> **JOB**
Output the material exactly, but drop every image it holds.

> **DATA PROVIDED**

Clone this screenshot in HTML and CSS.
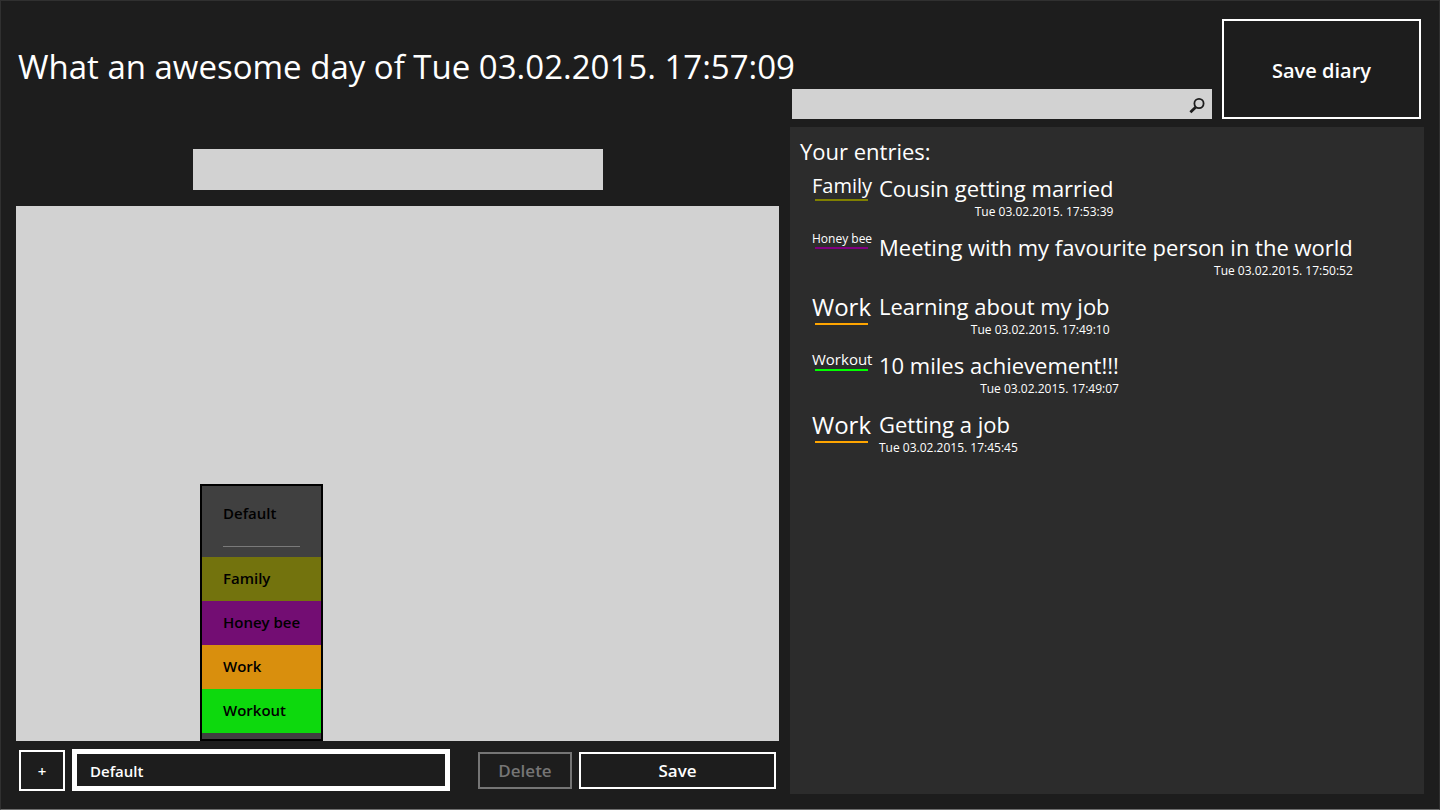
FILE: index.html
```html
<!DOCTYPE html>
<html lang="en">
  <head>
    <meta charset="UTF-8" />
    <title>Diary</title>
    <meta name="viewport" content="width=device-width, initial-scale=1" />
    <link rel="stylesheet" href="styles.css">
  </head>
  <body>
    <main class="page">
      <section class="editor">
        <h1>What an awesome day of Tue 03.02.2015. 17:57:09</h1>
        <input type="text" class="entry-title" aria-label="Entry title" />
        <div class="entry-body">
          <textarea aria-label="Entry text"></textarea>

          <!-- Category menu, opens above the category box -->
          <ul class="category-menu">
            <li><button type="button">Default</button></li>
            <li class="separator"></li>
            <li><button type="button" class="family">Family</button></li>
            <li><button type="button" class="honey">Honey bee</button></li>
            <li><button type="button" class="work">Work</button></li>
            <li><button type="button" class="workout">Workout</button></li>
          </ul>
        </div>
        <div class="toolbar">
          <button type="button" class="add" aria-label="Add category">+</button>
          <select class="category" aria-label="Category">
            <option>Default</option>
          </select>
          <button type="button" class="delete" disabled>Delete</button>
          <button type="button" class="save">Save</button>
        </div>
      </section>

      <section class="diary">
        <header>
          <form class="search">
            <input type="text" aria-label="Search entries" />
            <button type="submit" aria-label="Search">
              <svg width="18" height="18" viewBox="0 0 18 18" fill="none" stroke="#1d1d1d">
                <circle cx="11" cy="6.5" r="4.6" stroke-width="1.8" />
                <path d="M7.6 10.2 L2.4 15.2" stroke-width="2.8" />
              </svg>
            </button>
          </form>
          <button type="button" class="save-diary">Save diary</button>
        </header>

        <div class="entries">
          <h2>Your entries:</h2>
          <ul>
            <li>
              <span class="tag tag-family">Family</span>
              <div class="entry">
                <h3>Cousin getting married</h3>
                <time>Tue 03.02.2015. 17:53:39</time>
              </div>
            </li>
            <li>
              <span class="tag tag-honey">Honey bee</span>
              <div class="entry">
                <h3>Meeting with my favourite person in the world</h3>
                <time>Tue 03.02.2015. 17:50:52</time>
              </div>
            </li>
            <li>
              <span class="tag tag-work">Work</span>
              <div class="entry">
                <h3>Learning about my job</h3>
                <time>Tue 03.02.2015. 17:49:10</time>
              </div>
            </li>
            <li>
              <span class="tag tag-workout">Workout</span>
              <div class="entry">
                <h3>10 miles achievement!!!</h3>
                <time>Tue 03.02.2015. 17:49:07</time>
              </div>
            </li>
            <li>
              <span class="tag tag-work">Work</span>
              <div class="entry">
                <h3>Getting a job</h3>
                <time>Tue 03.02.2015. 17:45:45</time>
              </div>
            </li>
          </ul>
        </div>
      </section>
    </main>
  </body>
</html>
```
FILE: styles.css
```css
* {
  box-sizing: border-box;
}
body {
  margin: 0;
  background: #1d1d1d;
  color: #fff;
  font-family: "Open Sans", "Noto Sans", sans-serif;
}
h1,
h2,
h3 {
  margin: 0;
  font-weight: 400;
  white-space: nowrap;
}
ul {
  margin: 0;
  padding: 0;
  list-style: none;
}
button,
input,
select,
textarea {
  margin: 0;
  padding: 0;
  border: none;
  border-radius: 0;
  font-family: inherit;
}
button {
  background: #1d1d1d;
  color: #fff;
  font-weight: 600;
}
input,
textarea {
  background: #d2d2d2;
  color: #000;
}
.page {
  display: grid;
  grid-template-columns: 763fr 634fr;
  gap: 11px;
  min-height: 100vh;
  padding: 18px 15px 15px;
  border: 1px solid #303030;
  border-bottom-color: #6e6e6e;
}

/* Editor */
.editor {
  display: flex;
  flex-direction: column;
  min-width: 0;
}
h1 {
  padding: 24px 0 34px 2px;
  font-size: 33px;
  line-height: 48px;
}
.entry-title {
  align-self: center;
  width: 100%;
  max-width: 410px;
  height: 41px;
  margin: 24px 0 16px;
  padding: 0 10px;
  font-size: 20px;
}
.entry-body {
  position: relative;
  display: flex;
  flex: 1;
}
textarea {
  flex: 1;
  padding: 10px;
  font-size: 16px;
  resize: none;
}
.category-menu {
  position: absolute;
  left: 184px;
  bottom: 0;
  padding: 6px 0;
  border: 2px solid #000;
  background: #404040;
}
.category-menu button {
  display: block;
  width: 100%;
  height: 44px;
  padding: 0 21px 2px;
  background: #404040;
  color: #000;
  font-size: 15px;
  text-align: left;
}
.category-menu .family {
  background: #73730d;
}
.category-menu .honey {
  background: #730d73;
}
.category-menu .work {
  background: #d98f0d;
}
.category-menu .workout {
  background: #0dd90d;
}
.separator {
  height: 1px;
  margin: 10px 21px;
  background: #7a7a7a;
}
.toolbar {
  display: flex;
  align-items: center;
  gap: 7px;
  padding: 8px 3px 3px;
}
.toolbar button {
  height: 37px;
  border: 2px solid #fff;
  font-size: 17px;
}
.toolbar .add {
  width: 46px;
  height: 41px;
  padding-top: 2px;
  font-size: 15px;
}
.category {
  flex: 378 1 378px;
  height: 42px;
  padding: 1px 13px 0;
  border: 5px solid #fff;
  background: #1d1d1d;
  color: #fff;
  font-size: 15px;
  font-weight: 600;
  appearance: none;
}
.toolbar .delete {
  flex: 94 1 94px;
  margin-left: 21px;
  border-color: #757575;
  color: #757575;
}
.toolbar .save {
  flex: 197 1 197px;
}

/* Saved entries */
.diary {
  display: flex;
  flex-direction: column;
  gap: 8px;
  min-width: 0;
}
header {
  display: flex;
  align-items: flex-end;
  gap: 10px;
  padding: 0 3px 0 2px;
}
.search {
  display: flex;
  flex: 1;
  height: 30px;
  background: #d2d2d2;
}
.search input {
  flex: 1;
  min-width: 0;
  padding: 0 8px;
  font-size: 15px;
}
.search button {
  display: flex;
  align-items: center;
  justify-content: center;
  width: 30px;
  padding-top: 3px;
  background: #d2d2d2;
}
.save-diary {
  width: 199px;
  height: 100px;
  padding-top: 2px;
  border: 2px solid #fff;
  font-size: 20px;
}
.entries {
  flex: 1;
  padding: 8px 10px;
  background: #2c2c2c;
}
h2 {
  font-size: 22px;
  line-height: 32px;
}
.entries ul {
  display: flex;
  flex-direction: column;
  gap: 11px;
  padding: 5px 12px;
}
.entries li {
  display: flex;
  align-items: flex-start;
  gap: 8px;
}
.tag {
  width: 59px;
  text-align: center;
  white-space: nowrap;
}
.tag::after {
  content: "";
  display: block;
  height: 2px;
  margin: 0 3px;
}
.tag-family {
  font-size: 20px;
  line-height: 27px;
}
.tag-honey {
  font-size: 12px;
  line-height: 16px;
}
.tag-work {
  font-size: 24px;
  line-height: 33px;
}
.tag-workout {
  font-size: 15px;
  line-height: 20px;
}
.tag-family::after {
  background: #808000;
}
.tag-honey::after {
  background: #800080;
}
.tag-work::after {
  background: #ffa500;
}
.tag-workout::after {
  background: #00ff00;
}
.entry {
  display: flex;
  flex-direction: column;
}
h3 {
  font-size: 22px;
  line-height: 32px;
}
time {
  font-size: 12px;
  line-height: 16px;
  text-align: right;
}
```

> **TASK ANSWER**
Clone this screenshot in HTML and CSS.
FILE: index.html
```html
<!DOCTYPE html>
<html lang="en">
  <head>
    <meta charset="UTF-8" />
    <title>Diary</title>
    <meta name="viewport" content="width=device-width, initial-scale=1" />
    <link rel="stylesheet" href="styles.css">
  </head>
  <body>
    <main class="page">
      <section class="editor">
        <h1>What an awesome day of Tue 03.02.2015. 17:57:09</h1>
        <input type="text" class="entry-title" aria-label="Entry title" />
        <div class="entry-body">
          <textarea aria-label="Entry text"></textarea>

          <!-- Category menu, opens above the category box -->
          <ul class="category-menu">
            <li><button type="button">Default</button></li>
            <li class="separator"></li>
            <li><button type="button" class="family">Family</button></li>
            <li><button type="button" class="honey">Honey bee</button></li>
            <li><button type="button" class="work">Work</button></li>
            <li><button type="button" class="workout">Workout</button></li>
          </ul>
        </div>
        <div class="toolbar">
          <button type="button" class="add" aria-label="Add category">+</button>
          <select class="category" aria-label="Category">
            <option>Default</option>
          </select>
          <button type="button" class="delete" disabled>Delete</button>
          <button type="button" class="save">Save</button>
        </div>
      </section>

      <section class="diary">
        <header>
          <form class="search">
            <input type="text" aria-label="Search entries" />
            <button type="submit" aria-label="Search">
              <svg width="18" height="18" viewBox="0 0 18 18" fill="none" stroke="#1d1d1d">
                <circle cx="11" cy="6.5" r="4.6" stroke-width="1.8" />
                <path d="M7.6 10.2 L2.4 15.2" stroke-width="2.8" />
              </svg>
            </button>
          </form>
          <button type="button" class="save-diary">Save diary</button>
        </header>

        <div class="entries">
          <h2>Your entries:</h2>
          <ul>
            <li>
              <span class="tag tag-family">Family</span>
              <div class="entry">
                <h3>Cousin getting married</h3>
                <time>Tue 03.02.2015. 17:53:39</time>
              </div>
            </li>
            <li>
              <span class="tag tag-honey">Honey bee</span>
              <div class="entry">
                <h3>Meeting with my favourite person in the world</h3>
                <time>Tue 03.02.2015. 17:50:52</time>
              </div>
            </li>
            <li>
              <span class="tag tag-work">Work</span>
              <div class="entry">
                <h3>Learning about my job</h3>
                <time>Tue 03.02.2015. 17:49:10</time>
              </div>
            </li>
            <li>
              <span class="tag tag-workout">Workout</span>
              <div class="entry">
                <h3>10 miles achievement!!!</h3>
                <time>Tue 03.02.2015. 17:49:07</time>
              </div>
            </li>
            <li>
              <span class="tag tag-work">Work</span>
              <div class="entry">
                <h3>Getting a job</h3>
                <time>Tue 03.02.2015. 17:45:45</time>
              </div>
            </li>
          </ul>
        </div>
      </section>
    </main>
  </body>
</html>
```
FILE: styles.css
```css
* {
  box-sizing: border-box;
}
body {
  margin: 0;
  background: #1d1d1d;
  color: #fff;
  font-family: "Open Sans", "Noto Sans", sans-serif;
}
h1,
h2,
h3 {
  margin: 0;
  font-weight: 400;
  white-space: nowrap;
}
ul {
  margin: 0;
  padding: 0;
  list-style: none;
}
button,
input,
select,
textarea {
  margin: 0;
  padding: 0;
  border: none;
  border-radius: 0;
  font-family: inherit;
}
button {
  background: #1d1d1d;
  color: #fff;
  font-weight: 600;
}
input,
textarea {
  background: #d2d2d2;
  color: #000;
}
.page {
  display: grid;
  grid-template-columns: 763fr 634fr;
  gap: 11px;
  min-height: 100vh;
  padding: 18px 15px 15px;
  border: 1px solid #303030;
  border-bottom-color: #6e6e6e;
}

/* Editor */
.editor {
  display: flex;
  flex-direction: column;
  min-width: 0;
}
h1 {
  padding: 24px 0 34px 2px;
  font-size: 33px;
  line-height: 48px;
}
.entry-title {
  align-self: center;
  width: 100%;
  max-width: 410px;
  height: 41px;
  margin: 24px 0 16px;
  padding: 0 10px;
  font-size: 20px;
}
.entry-body {
  position: relative;
  display: flex;
  flex: 1;
}
textarea {
  flex: 1;
  padding: 10px;
  font-size: 16px;
  resize: none;
}
.category-menu {
  position: absolute;
  left: 184px;
  bottom: 0;
  padding: 6px 0;
  border: 2px solid #000;
  background: #404040;
}
.category-menu button {
  display: block;
  width: 100%;
  height: 44px;
  padding: 0 21px 2px;
  background: #404040;
  color: #000;
  font-size: 15px;
  text-align: left;
}
.category-menu .family {
  background: #73730d;
}
.category-menu .honey {
  background: #730d73;
}
.category-menu .work {
  background: #d98f0d;
}
.category-menu .workout {
  background: #0dd90d;
}
.separator {
  height: 1px;
  margin: 10px 21px;
  background: #7a7a7a;
}
.toolbar {
  display: flex;
  align-items: center;
  gap: 7px;
  padding: 8px 3px 3px;
}
.toolbar button {
  height: 37px;
  border: 2px solid #fff;
  font-size: 17px;
}
.toolbar .add {
  width: 46px;
  height: 41px;
  padding-top: 2px;
  font-size: 15px;
}
.category {
  flex: 378 1 378px;
  height: 42px;
  padding: 1px 13px 0;
  border: 5px solid #fff;
  background: #1d1d1d;
  color: #fff;
  font-size: 15px;
  font-weight: 600;
  appearance: none;
}
.toolbar .delete {
  flex: 94 1 94px;
  margin-left: 21px;
  border-color: #757575;
  color: #757575;
}
.toolbar .save {
  flex: 197 1 197px;
}

/* Saved entries */
.diary {
  display: flex;
  flex-direction: column;
  gap: 8px;
  min-width: 0;
}
header {
  display: flex;
  align-items: flex-end;
  gap: 10px;
  padding: 0 3px 0 2px;
}
.search {
  display: flex;
  flex: 1;
  height: 30px;
  background: #d2d2d2;
}
.search input {
  flex: 1;
  min-width: 0;
  padding: 0 8px;
  font-size: 15px;
}
.search button {
  display: flex;
  align-items: center;
  justify-content: center;
  width: 30px;
  padding-top: 3px;
  background: #d2d2d2;
}
.save-diary {
  width: 199px;
  height: 100px;
  padding-top: 2px;
  border: 2px solid #fff;
  font-size: 20px;
}
.entries {
  flex: 1;
  padding: 8px 10px;
  background: #2c2c2c;
}
h2 {
  font-size: 22px;
  line-height: 32px;
}
.entries ul {
  display: flex;
  flex-direction: column;
  gap: 11px;
  padding: 5px 12px;
}
.entries li {
  display: flex;
  align-items: flex-start;
  gap: 8px;
}
.tag {
  width: 59px;
  text-align: center;
  white-space: nowrap;
}
.tag::after {
  content: "";
  display: block;
  height: 2px;
  margin: 0 3px;
}
.tag-family {
  font-size: 20px;
  line-height: 27px;
}
.tag-honey {
  font-size: 12px;
  line-height: 16px;
}
.tag-work {
  font-size: 24px;
  line-height: 33px;
}
.tag-workout {
  font-size: 15px;
  line-height: 20px;
}
.tag-family::after {
  background: #808000;
}
.tag-honey::after {
  background: #800080;
}
.tag-work::after {
  background: #ffa500;
}
.tag-workout::after {
  background: #00ff00;
}
.entry {
  display: flex;
  flex-direction: column;
}
h3 {
  font-size: 22px;
  line-height: 32px;
}
time {
  font-size: 12px;
  line-height: 16px;
  text-align: right;
}
```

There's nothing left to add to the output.